SET PROBLEM: Repeat every record below exactly, omitting any pictures.

[start EXTRACTED ENTRIES]

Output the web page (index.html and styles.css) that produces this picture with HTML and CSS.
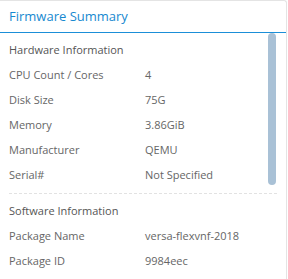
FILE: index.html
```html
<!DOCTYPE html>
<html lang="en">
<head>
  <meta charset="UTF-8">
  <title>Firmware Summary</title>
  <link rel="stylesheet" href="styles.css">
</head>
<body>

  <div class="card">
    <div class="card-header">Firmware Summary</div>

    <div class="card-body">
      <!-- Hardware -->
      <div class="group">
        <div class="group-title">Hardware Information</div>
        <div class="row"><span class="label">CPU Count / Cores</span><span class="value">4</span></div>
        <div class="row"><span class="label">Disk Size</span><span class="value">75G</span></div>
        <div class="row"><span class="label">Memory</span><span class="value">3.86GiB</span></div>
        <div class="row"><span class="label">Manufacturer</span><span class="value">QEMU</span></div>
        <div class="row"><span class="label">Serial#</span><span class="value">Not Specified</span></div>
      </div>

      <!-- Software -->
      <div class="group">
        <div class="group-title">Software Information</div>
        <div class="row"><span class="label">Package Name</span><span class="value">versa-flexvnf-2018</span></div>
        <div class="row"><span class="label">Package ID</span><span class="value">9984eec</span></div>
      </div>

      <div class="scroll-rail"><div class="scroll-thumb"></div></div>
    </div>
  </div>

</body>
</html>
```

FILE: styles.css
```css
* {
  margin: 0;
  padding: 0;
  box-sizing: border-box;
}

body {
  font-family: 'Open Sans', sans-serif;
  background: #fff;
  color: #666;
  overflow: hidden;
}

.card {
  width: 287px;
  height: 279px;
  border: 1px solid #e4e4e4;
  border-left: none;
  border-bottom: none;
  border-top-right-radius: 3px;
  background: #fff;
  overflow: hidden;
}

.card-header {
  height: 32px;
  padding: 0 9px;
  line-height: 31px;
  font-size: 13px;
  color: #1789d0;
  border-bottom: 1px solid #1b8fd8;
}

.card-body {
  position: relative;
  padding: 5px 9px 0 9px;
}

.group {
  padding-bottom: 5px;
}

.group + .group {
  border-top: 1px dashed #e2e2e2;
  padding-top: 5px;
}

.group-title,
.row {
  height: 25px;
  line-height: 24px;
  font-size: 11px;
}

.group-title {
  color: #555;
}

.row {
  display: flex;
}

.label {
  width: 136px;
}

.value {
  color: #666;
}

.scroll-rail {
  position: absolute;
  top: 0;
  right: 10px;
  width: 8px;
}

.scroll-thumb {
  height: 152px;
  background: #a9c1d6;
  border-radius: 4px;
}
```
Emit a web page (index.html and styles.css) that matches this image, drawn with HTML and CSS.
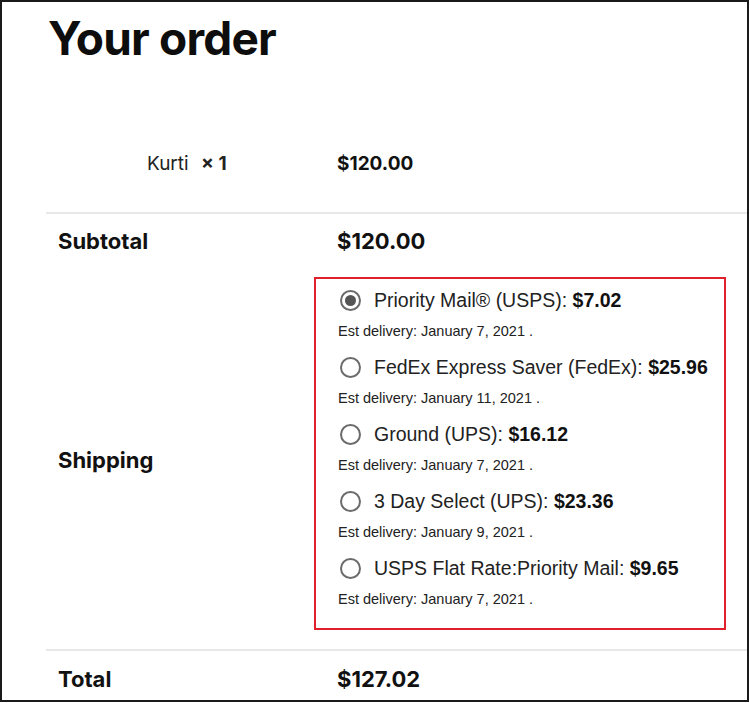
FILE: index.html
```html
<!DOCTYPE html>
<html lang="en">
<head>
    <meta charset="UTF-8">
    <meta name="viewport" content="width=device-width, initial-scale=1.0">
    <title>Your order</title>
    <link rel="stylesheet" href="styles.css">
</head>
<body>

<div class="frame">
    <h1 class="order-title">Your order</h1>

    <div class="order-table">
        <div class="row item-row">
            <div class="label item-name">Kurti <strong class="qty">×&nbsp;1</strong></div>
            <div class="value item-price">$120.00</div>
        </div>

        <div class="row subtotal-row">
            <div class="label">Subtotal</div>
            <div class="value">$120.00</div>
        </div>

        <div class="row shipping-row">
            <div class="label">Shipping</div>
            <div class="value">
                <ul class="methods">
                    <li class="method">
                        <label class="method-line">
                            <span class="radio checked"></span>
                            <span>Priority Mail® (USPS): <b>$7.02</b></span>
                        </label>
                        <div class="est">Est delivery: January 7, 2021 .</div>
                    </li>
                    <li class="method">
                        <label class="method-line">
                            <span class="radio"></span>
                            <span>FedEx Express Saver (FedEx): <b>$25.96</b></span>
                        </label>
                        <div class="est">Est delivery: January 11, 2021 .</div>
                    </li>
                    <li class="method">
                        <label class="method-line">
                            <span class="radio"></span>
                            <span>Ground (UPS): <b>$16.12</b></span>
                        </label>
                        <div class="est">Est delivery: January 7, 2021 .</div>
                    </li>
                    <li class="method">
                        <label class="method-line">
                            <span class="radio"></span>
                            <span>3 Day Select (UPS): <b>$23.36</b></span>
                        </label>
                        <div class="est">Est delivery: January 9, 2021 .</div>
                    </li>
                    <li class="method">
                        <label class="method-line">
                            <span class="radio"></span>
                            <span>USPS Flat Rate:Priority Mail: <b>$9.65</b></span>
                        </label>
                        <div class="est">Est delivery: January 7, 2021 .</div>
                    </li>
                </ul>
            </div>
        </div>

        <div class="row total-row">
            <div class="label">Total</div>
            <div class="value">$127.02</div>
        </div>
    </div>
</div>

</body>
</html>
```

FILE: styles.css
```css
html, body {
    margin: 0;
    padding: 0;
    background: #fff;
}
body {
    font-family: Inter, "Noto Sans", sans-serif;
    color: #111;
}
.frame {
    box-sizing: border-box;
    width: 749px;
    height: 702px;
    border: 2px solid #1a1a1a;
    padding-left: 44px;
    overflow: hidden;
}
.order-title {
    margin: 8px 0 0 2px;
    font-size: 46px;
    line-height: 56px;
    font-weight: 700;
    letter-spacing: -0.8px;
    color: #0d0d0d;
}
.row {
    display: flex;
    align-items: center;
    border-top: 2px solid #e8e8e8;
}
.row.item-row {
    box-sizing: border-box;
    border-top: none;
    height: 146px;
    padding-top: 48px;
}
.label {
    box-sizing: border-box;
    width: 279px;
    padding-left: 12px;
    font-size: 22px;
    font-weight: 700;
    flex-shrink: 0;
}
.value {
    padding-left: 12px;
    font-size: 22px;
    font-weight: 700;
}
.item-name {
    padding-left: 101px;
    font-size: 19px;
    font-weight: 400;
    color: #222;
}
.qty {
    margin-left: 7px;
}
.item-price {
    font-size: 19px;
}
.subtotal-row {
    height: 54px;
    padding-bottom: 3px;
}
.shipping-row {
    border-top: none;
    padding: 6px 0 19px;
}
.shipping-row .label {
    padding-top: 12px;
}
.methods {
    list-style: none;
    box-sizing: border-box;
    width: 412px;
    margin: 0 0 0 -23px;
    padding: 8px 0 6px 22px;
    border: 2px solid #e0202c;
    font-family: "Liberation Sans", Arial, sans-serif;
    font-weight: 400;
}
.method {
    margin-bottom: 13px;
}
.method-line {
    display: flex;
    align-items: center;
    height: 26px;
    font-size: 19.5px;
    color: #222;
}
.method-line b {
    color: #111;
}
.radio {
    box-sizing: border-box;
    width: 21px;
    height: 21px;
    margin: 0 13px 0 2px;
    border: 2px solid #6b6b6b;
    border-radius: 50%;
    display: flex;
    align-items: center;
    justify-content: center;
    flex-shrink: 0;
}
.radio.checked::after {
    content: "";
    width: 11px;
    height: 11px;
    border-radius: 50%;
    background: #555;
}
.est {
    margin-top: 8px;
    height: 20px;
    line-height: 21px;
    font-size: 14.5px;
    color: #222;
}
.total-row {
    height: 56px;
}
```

[end EXTRACTED ENTRIES]

ANSWER FOR THE TASK:
Output the web page (index.html and styles.css) that produces this picture with HTML and CSS.
FILE: index.html
```html
<!DOCTYPE html>
<html lang="en">
<head>
  <meta charset="UTF-8">
  <title>Firmware Summary</title>
  <link rel="stylesheet" href="styles.css">
</head>
<body>

  <div class="card">
    <div class="card-header">Firmware Summary</div>

    <div class="card-body">
      <!-- Hardware -->
      <div class="group">
        <div class="group-title">Hardware Information</div>
        <div class="row"><span class="label">CPU Count / Cores</span><span class="value">4</span></div>
        <div class="row"><span class="label">Disk Size</span><span class="value">75G</span></div>
        <div class="row"><span class="label">Memory</span><span class="value">3.86GiB</span></div>
        <div class="row"><span class="label">Manufacturer</span><span class="value">QEMU</span></div>
        <div class="row"><span class="label">Serial#</span><span class="value">Not Specified</span></div>
      </div>

      <!-- Software -->
      <div class="group">
        <div class="group-title">Software Information</div>
        <div class="row"><span class="label">Package Name</span><span class="value">versa-flexvnf-2018</span></div>
        <div class="row"><span class="label">Package ID</span><span class="value">9984eec</span></div>
      </div>

      <div class="scroll-rail"><div class="scroll-thumb"></div></div>
    </div>
  </div>

</body>
</html>
```

FILE: styles.css
```css
* {
  margin: 0;
  padding: 0;
  box-sizing: border-box;
}

body {
  font-family: 'Open Sans', sans-serif;
  background: #fff;
  color: #666;
  overflow: hidden;
}

.card {
  width: 287px;
  height: 279px;
  border: 1px solid #e4e4e4;
  border-left: none;
  border-bottom: none;
  border-top-right-radius: 3px;
  background: #fff;
  overflow: hidden;
}

.card-header {
  height: 32px;
  padding: 0 9px;
  line-height: 31px;
  font-size: 13px;
  color: #1789d0;
  border-bottom: 1px solid #1b8fd8;
}

.card-body {
  position: relative;
  padding: 5px 9px 0 9px;
}

.group {
  padding-bottom: 5px;
}

.group + .group {
  border-top: 1px dashed #e2e2e2;
  padding-top: 5px;
}

.group-title,
.row {
  height: 25px;
  line-height: 24px;
  font-size: 11px;
}

.group-title {
  color: #555;
}

.row {
  display: flex;
}

.label {
  width: 136px;
}

.value {
  color: #666;
}

.scroll-rail {
  position: absolute;
  top: 0;
  right: 10px;
  width: 8px;
}

.scroll-thumb {
  height: 152px;
  background: #a9c1d6;
  border-radius: 4px;
}
```
Emit a web page (index.html and styles.css) that matches this image, drawn with HTML and CSS.
FILE: index.html
```html
<!DOCTYPE html>
<html lang="en">
<head>
    <meta charset="UTF-8">
    <meta name="viewport" content="width=device-width, initial-scale=1.0">
    <title>Your order</title>
    <link rel="stylesheet" href="styles.css">
</head>
<body>

<div class="frame">
    <h1 class="order-title">Your order</h1>

    <div class="order-table">
        <div class="row item-row">
            <div class="label item-name">Kurti <strong class="qty">×&nbsp;1</strong></div>
            <div class="value item-price">$120.00</div>
        </div>

        <div class="row subtotal-row">
            <div class="label">Subtotal</div>
            <div class="value">$120.00</div>
        </div>

        <div class="row shipping-row">
            <div class="label">Shipping</div>
            <div class="value">
                <ul class="methods">
                    <li class="method">
                        <label class="method-line">
                            <span class="radio checked"></span>
                            <span>Priority Mail® (USPS): <b>$7.02</b></span>
                        </label>
                        <div class="est">Est delivery: January 7, 2021 .</div>
                    </li>
                    <li class="method">
                        <label class="method-line">
                            <span class="radio"></span>
                            <span>FedEx Express Saver (FedEx): <b>$25.96</b></span>
                        </label>
                        <div class="est">Est delivery: January 11, 2021 .</div>
                    </li>
                    <li class="method">
                        <label class="method-line">
                            <span class="radio"></span>
                            <span>Ground (UPS): <b>$16.12</b></span>
                        </label>
                        <div class="est">Est delivery: January 7, 2021 .</div>
                    </li>
                    <li class="method">
                        <label class="method-line">
                            <span class="radio"></span>
                            <span>3 Day Select (UPS): <b>$23.36</b></span>
                        </label>
                        <div class="est">Est delivery: January 9, 2021 .</div>
                    </li>
                    <li class="method">
                        <label class="method-line">
                            <span class="radio"></span>
                            <span>USPS Flat Rate:Priority Mail: <b>$9.65</b></span>
                        </label>
                        <div class="est">Est delivery: January 7, 2021 .</div>
                    </li>
                </ul>
            </div>
        </div>

        <div class="row total-row">
            <div class="label">Total</div>
            <div class="value">$127.02</div>
        </div>
    </div>
</div>

</body>
</html>
```

FILE: styles.css
```css
html, body {
    margin: 0;
    padding: 0;
    background: #fff;
}
body {
    font-family: Inter, "Noto Sans", sans-serif;
    color: #111;
}
.frame {
    box-sizing: border-box;
    width: 749px;
    height: 702px;
    border: 2px solid #1a1a1a;
    padding-left: 44px;
    overflow: hidden;
}
.order-title {
    margin: 8px 0 0 2px;
    font-size: 46px;
    line-height: 56px;
    font-weight: 700;
    letter-spacing: -0.8px;
    color: #0d0d0d;
}
.row {
    display: flex;
    align-items: center;
    border-top: 2px solid #e8e8e8;
}
.row.item-row {
    box-sizing: border-box;
    border-top: none;
    height: 146px;
    padding-top: 48px;
}
.label {
    box-sizing: border-box;
    width: 279px;
    padding-left: 12px;
    font-size: 22px;
    font-weight: 700;
    flex-shrink: 0;
}
.value {
    padding-left: 12px;
    font-size: 22px;
    font-weight: 700;
}
.item-name {
    padding-left: 101px;
    font-size: 19px;
    font-weight: 400;
    color: #222;
}
.qty {
    margin-left: 7px;
}
.item-price {
    font-size: 19px;
}
.subtotal-row {
    height: 54px;
    padding-bottom: 3px;
}
.shipping-row {
    border-top: none;
    padding: 6px 0 19px;
}
.shipping-row .label {
    padding-top: 12px;
}
.methods {
    list-style: none;
    box-sizing: border-box;
    width: 412px;
    margin: 0 0 0 -23px;
    padding: 8px 0 6px 22px;
    border: 2px solid #e0202c;
    font-family: "Liberation Sans", Arial, sans-serif;
    font-weight: 400;
}
.method {
    margin-bottom: 13px;
}
.method-line {
    display: flex;
    align-items: center;
    height: 26px;
    font-size: 19.5px;
    color: #222;
}
.method-line b {
    color: #111;
}
.radio {
    box-sizing: border-box;
    width: 21px;
    height: 21px;
    margin: 0 13px 0 2px;
    border: 2px solid #6b6b6b;
    border-radius: 50%;
    display: flex;
    align-items: center;
    justify-content: center;
    flex-shrink: 0;
}
.radio.checked::after {
    content: "";
    width: 11px;
    height: 11px;
    border-radius: 50%;
    background: #555;
}
.est {
    margin-top: 8px;
    height: 20px;
    line-height: 21px;
    font-size: 14.5px;
    color: #222;
}
.total-row {
    height: 56px;
}
```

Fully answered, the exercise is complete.